The Unwritten History of Métis Nationhood
Part 3

Metis People and Peoples


In the context of this particular conference, I have been asked to emphasize the role of the Metis in Canadian history. It was pretty much my own idea to emphasize the unwritten history of Metis Nations simply because it is that apsect of Native history that is the least known to the average Canadian. Given the exchange here yesterday, by unwritten I did not particularly mean "oral" I meant uncollected, unidentified, or unarticulated. 

It is also one of the most signficant aspects of Metis history given the current attempts to constitutionalize the Aboriginal right of self-government. Again --and with a little re-phrasing-- I will turn the background history paper I wrote almost ten years ago.

"It is not often emphasized in conventional history that almost four centuries passed between the proverbial 1492 and the established dominance of European settlement in North America in the late 1800's. Given the ethno-centric bias of non-Native historians, this oversight is only to be expected, but --from a Native perspective-- this oversight is critical. For it is in the later part of this 400-year period that Metis developed their culture and aboriginal relationship to the land.

Although the birth records of mixed blood children are conspicuous by their abscence in most archives, it can be safely assumed that wherever White men and Indian women met, mixed blood offspring resulted. As these meetings occurred on a continental basis in the 15-1600's and with increasing frequency as trade and exploration escalated, and since the resulting Halfbreeds interbred with both White and Natives, the mixed blood populations mushroomed into the 1700's. 

As European Crowns battled for control of the "new world" a new race was born in the trenches, fusing the Native heritage of the Indian with the dreams of the European immigrants in a new land. Over such a vast area and with such diverse populations, it was impossible that a single sociological profile would develop. In eastern areas only the keenest eyes could discern the mixed blood from the Indian, and by 1800 in Ontario, many could not be distinguished from Whites. Still others, in Sault Ste. Marie areas and in Red River, formed communities totally independent, culturally, of White and Indian alike, and often generations before White settlement was established. 

As often as not, they were perceived as Indians by Whites, and as Whites by Indians, and as Natives by their own peers In most frontier communities in the the early 1800's, the distinction was academic --and there were very few academics around. Having a foot in both the Indian and White worlds, the mixed bloods developed a unique cultural adapatation providing valuable and critical service to both Indian and White as middlemen in social, economic, diplomatic and military contexts. The single connective element between the diverse groups of mixed blood people in North America is our relationship to the land.
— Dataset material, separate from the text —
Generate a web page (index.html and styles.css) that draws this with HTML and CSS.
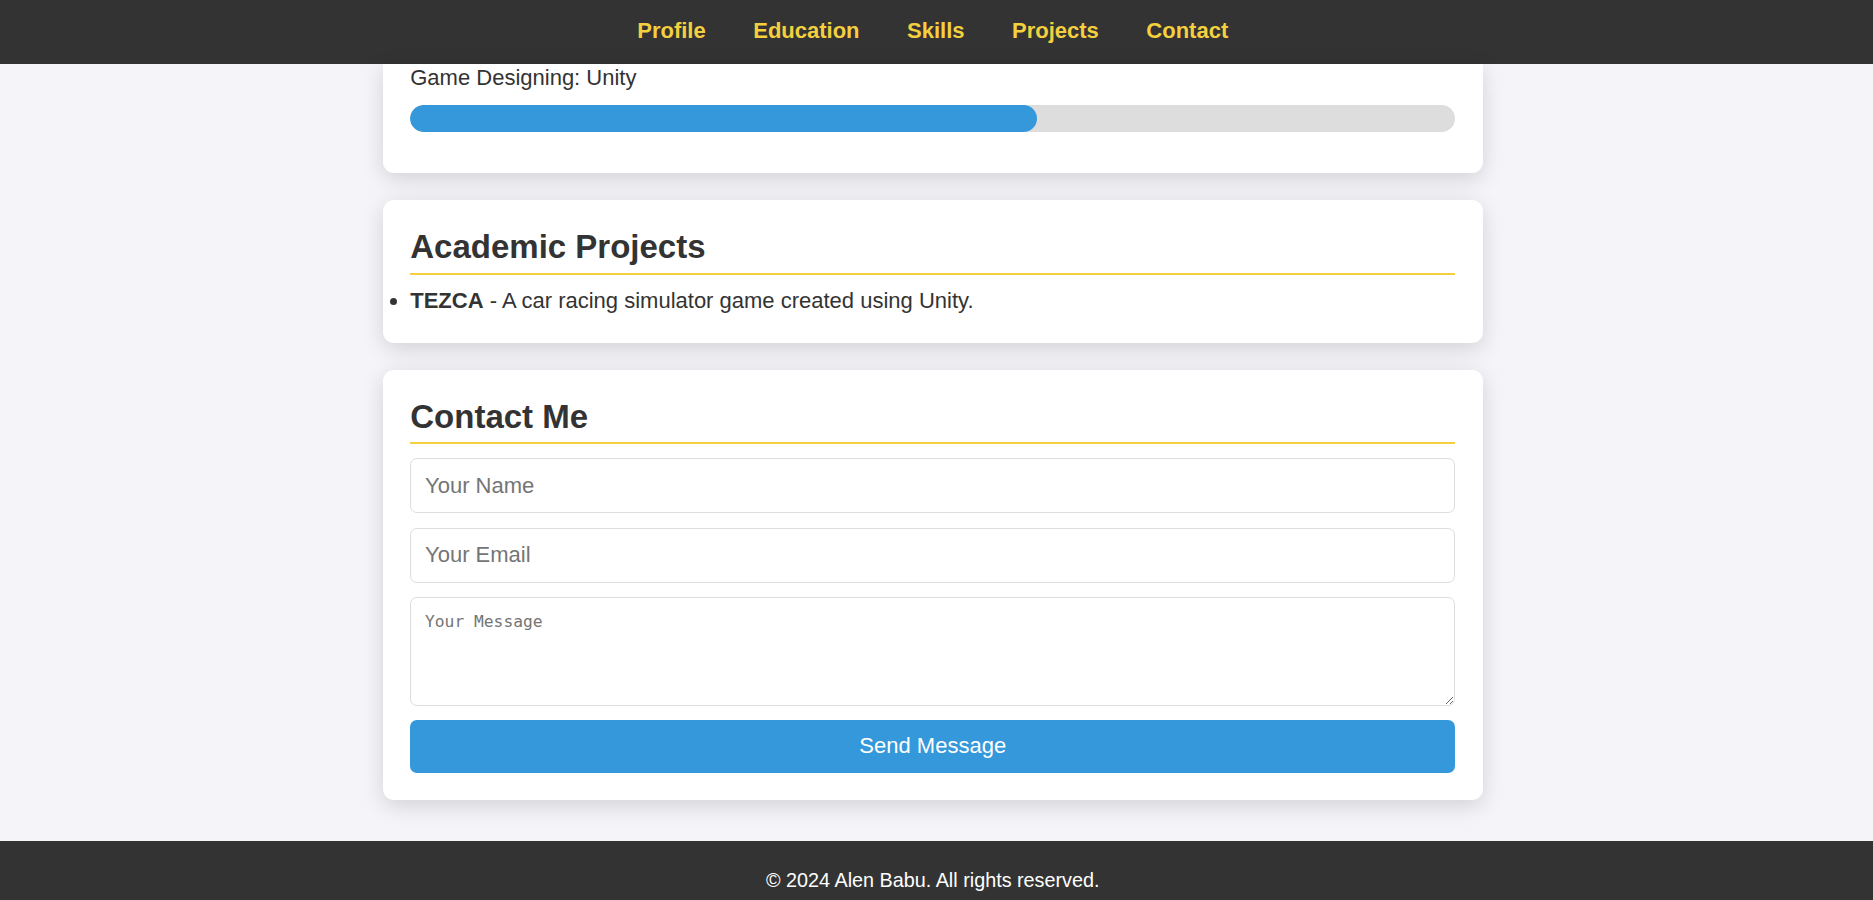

Usually born of an indigenous mother, most mixed bloods were raised with a Native perception of the land and its use. The land was a resource from which one drew the necessities of life, and not a possession to be exploited. Even when White connection led to exploitation in terms of trapping, the concept of land ownership --in a legal sense-- was alien to a people whose emphasis was on seasonal/periodic --but consistent-- use of the land. But even where the concept of individual ownership of land was alien, the fact of territorial ocupation, and the communal right to use of the land was literally inbred. Historically, our resistance to external restrictions on that use was immediate and often violent.

Although most Canadians have at least a nodding aquaintance with Riel and the western Metis in this context, the historical writings dealing with earlier periods almost obliterate the crucial role the Metis played in the struggles of the colonial period. When the Metis militantly asserted themselves before 1800, historians assumed it was as allies of the French, or the English, or the Indians, in the context of a larger struggle between competing European, Indian, and colonial powers.

From a Metis perspective these battles were fought by Metis to assert their rights and defend their own territory against any and all comers. Even when Metis were specifically identified in distinct military encounters in the 1800's, they are painted as reactionary savages, or as a pitifully brave but backward people embroiled in a futile struggle to preseve their static way of life against the inevitable evolution of White civilization."

As we shall see later, historians, deliberately or otherwise, have grossly distorted the truth about Metis history in Canada. Traditional Canadian history does not even peripherally describe the critical significance of Metis influences in the historic development of modern Canada.